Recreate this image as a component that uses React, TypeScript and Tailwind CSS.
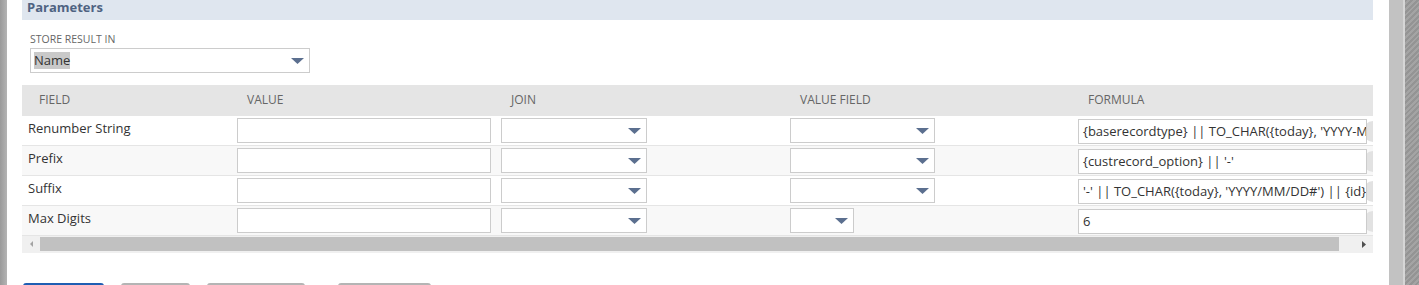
import React from "react";

type Row = { label: string; formula: string; shortValueField?: boolean };

const rows: Row[] = [
  { label: "Renumber String", formula: "{baserecordtype} || TO_CHAR({today}, 'YYYY-MM-DD') || {id}" },
  { label: "Prefix", formula: "{custrecord_option} || '-'" },
  { label: "Suffix", formula: "'-' || TO_CHAR({today}, 'YYYY/MM/DD#') || {id}" },
  { label: "Max Digits", formula: "6", shortValueField: true },
];

const cols = "grid grid-cols-[210px_264px_289px_288px_420px]";

function Arrow() {
  return (
    <svg width="13" height="6" viewBox="0 0 13 6" className="shrink-0">
      <polygon points="0,0 13,0 6.5,6" fill="#5b6f8f" />
    </svg>
  );
}

function Select({ width, children }: { width: string; children?: React.ReactNode }) {
  return (
    <div className={`flex h-[25px] ${width} items-center justify-between border border-[#cccccc] bg-white pl-[3px] pr-[5px]`}>
      <div className="flex items-center">{children}</div>
      <Arrow />
    </div>
  );
}

export default function App() {
  return (
    <div className="flex h-[285px] w-[1419px] overflow-hidden bg-white font-['Open_Sans',sans-serif] text-[#333]">
      <div className="w-[7px] shrink-0 bg-[linear-gradient(to_right,#9a9a9a,#b4b4b4)]" />

      <div className="w-[1382px] shrink-0 pl-[15px] pr-[16px]">
        <div className="h-[20px] bg-[#dfe6ef] pl-[5px] text-[13px] font-bold leading-[14px] text-[#4f6382]">
          Parameters
        </div>

        <div className="pl-[8px] pt-[12px]">
          <div className="text-[10.5px] leading-[15px] uppercase text-[#666]">Store Result In</div>
          <div className="mt-[1px]">
            <Select width="w-[280px]">
              <span className="bg-[#c9c9c9] text-[13px] leading-[17px] text-[#333]">Name</span>
            </Select>
          </div>
        </div>

        <div className="mt-[12px] overflow-hidden">
          <div className="w-max">
            <div className={`${cols} h-[30px] bg-[#e5e5e5] text-[12px] leading-[30px] uppercase text-[#666]`}>
              <div className="pl-[17px]">Field</div>
              <div className="pl-[15px]">Value</div>
              <div className="pl-[15px]">Join</div>
              <div className="pl-[15px]">Value Field</div>
              <div className="pl-[15px]">Formula</div>
            </div>

            {rows.map((row, i) => (
              <div
                key={row.label}
                className={`${cols} h-[30px] border-t border-[#e5e5e5] pt-[2px] ${i % 2 === 1 ? "bg-[#f8f8f8]" : "bg-white"}`}
              >
                <div className="pl-[6px] pt-[1px] text-[13px] leading-[18px]">{row.label}</div>
                <div className="pl-[5px]">
                  <div className="h-[25px] w-[254px] border border-[#cccccc] bg-white" />
                </div>
                <div className="pl-[5px]">
                  <Select width="w-[146px]" />
                </div>
                <div className="pl-[5px]">
                  <Select width={row.shortValueField ? "w-[64px]" : "w-[145px]"} />
                </div>
                <div className="flex items-center pl-[5px]">
                  <div className="relative z-10 h-[25px] w-[289px] overflow-hidden whitespace-nowrap border border-[#cccccc] bg-white pl-[4px] text-[13px] leading-[23px]">
                    {row.formula}
                  </div>
                  <div className="ml-[-4px] h-[21px] w-[21px] rounded-full bg-[#e2e2e2]" />
                </div>
              </div>
            ))}
          </div>

          <div className="flex h-[18px] items-start border-t border-[#e5e5e5] bg-[#f0f0f0] pt-[1px]">
            <div className="flex h-[14px] w-[18px] items-center justify-end pr-[7px]">
              <svg width="3" height="6" viewBox="0 0 3 6">
                <polygon points="3,0 3,6 0,3" fill="#a3a3a3" />
              </svg>
            </div>
            <div className="h-[14px] w-[1299px] bg-[#c1c1c1]" />
            <div className="flex h-[14px] flex-1 items-center justify-end pr-[7px]">
              <svg width="4" height="7" viewBox="0 0 4 7">
                <polygon points="0,0 4,3.5 0,7" fill="#505050" />
              </svg>
            </div>
          </div>
        </div>

        <div className="mt-[30px] flex pl-[1px]">
          <div className="h-[24px] w-[81px] rounded-[3px] bg-[#1f5eb3]" />
          <div className="ml-[17px] h-[24px] w-[69px] rounded-[3px] border-2 border-[#b4b4b4] bg-[#f0f0f0]" />
          <div className="ml-[17px] h-[24px] w-[98px] rounded-[3px] border-2 border-[#b4b4b4] bg-[#f0f0f0]" />
          <div className="ml-[33px] h-[24px] w-[93px] rounded-[3px] border-2 border-[#b4b4b4] bg-[#f0f0f0]" />
        </div>
      </div>

      <div className="w-[14px] shrink-0 bg-[#c2c2c2]" />
      <div className="w-[2px] shrink-0 bg-[#d6d6d6]" />
      <div className="flex-1 bg-[repeating-linear-gradient(135deg,#949494_0px,#949494_2px,#a4a4a4_2px,#a4a4a4_4px)]" />
    </div>
  );
}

————

» WHAT NEEDS TO BE DONE
Quote in full the listing given above; the images are to be left out.

» TASK RESPONSE
Recreate this image as a component that uses React, TypeScript and Tailwind CSS.
import React from "react";

type Row = { label: string; formula: string; shortValueField?: boolean };

const rows: Row[] = [
  { label: "Renumber String", formula: "{baserecordtype} || TO_CHAR({today}, 'YYYY-MM-DD') || {id}" },
  { label: "Prefix", formula: "{custrecord_option} || '-'" },
  { label: "Suffix", formula: "'-' || TO_CHAR({today}, 'YYYY/MM/DD#') || {id}" },
  { label: "Max Digits", formula: "6", shortValueField: true },
];

const cols = "grid grid-cols-[210px_264px_289px_288px_420px]";

function Arrow() {
  return (
    <svg width="13" height="6" viewBox="0 0 13 6" className="shrink-0">
      <polygon points="0,0 13,0 6.5,6" fill="#5b6f8f" />
    </svg>
  );
}

function Select({ width, children }: { width: string; children?: React.ReactNode }) {
  return (
    <div className={`flex h-[25px] ${width} items-center justify-between border border-[#cccccc] bg-white pl-[3px] pr-[5px]`}>
      <div className="flex items-center">{children}</div>
      <Arrow />
    </div>
  );
}

export default function App() {
  return (
    <div className="flex h-[285px] w-[1419px] overflow-hidden bg-white font-['Open_Sans',sans-serif] text-[#333]">
      <div className="w-[7px] shrink-0 bg-[linear-gradient(to_right,#9a9a9a,#b4b4b4)]" />

      <div className="w-[1382px] shrink-0 pl-[15px] pr-[16px]">
        <div className="h-[20px] bg-[#dfe6ef] pl-[5px] text-[13px] font-bold leading-[14px] text-[#4f6382]">
          Parameters
        </div>

        <div className="pl-[8px] pt-[12px]">
          <div className="text-[10.5px] leading-[15px] uppercase text-[#666]">Store Result In</div>
          <div className="mt-[1px]">
            <Select width="w-[280px]">
              <span className="bg-[#c9c9c9] text-[13px] leading-[17px] text-[#333]">Name</span>
            </Select>
          </div>
        </div>

        <div className="mt-[12px] overflow-hidden">
          <div className="w-max">
            <div className={`${cols} h-[30px] bg-[#e5e5e5] text-[12px] leading-[30px] uppercase text-[#666]`}>
              <div className="pl-[17px]">Field</div>
              <div className="pl-[15px]">Value</div>
              <div className="pl-[15px]">Join</div>
              <div className="pl-[15px]">Value Field</div>
              <div className="pl-[15px]">Formula</div>
            </div>

            {rows.map((row, i) => (
              <div
                key={row.label}
                className={`${cols} h-[30px] border-t border-[#e5e5e5] pt-[2px] ${i % 2 === 1 ? "bg-[#f8f8f8]" : "bg-white"}`}
              >
                <div className="pl-[6px] pt-[1px] text-[13px] leading-[18px]">{row.label}</div>
                <div className="pl-[5px]">
                  <div className="h-[25px] w-[254px] border border-[#cccccc] bg-white" />
                </div>
                <div className="pl-[5px]">
                  <Select width="w-[146px]" />
                </div>
                <div className="pl-[5px]">
                  <Select width={row.shortValueField ? "w-[64px]" : "w-[145px]"} />
                </div>
                <div className="flex items-center pl-[5px]">
                  <div className="relative z-10 h-[25px] w-[289px] overflow-hidden whitespace-nowrap border border-[#cccccc] bg-white pl-[4px] text-[13px] leading-[23px]">
                    {row.formula}
                  </div>
                  <div className="ml-[-4px] h-[21px] w-[21px] rounded-full bg-[#e2e2e2]" />
                </div>
              </div>
            ))}
          </div>

          <div className="flex h-[18px] items-start border-t border-[#e5e5e5] bg-[#f0f0f0] pt-[1px]">
            <div className="flex h-[14px] w-[18px] items-center justify-end pr-[7px]">
              <svg width="3" height="6" viewBox="0 0 3 6">
                <polygon points="3,0 3,6 0,3" fill="#a3a3a3" />
              </svg>
            </div>
            <div className="h-[14px] w-[1299px] bg-[#c1c1c1]" />
            <div className="flex h-[14px] flex-1 items-center justify-end pr-[7px]">
              <svg width="4" height="7" viewBox="0 0 4 7">
                <polygon points="0,0 4,3.5 0,7" fill="#505050" />
              </svg>
            </div>
          </div>
        </div>

        <div className="mt-[30px] flex pl-[1px]">
          <div className="h-[24px] w-[81px] rounded-[3px] bg-[#1f5eb3]" />
          <div className="ml-[17px] h-[24px] w-[69px] rounded-[3px] border-2 border-[#b4b4b4] bg-[#f0f0f0]" />
          <div className="ml-[17px] h-[24px] w-[98px] rounded-[3px] border-2 border-[#b4b4b4] bg-[#f0f0f0]" />
          <div className="ml-[33px] h-[24px] w-[93px] rounded-[3px] border-2 border-[#b4b4b4] bg-[#f0f0f0]" />
        </div>
      </div>

      <div className="w-[14px] shrink-0 bg-[#c2c2c2]" />
      <div className="w-[2px] shrink-0 bg-[#d6d6d6]" />
      <div className="flex-1 bg-[repeating-linear-gradient(135deg,#949494_0px,#949494_2px,#a4a4a4_2px,#a4a4a4_4px)]" />
    </div>
  );
}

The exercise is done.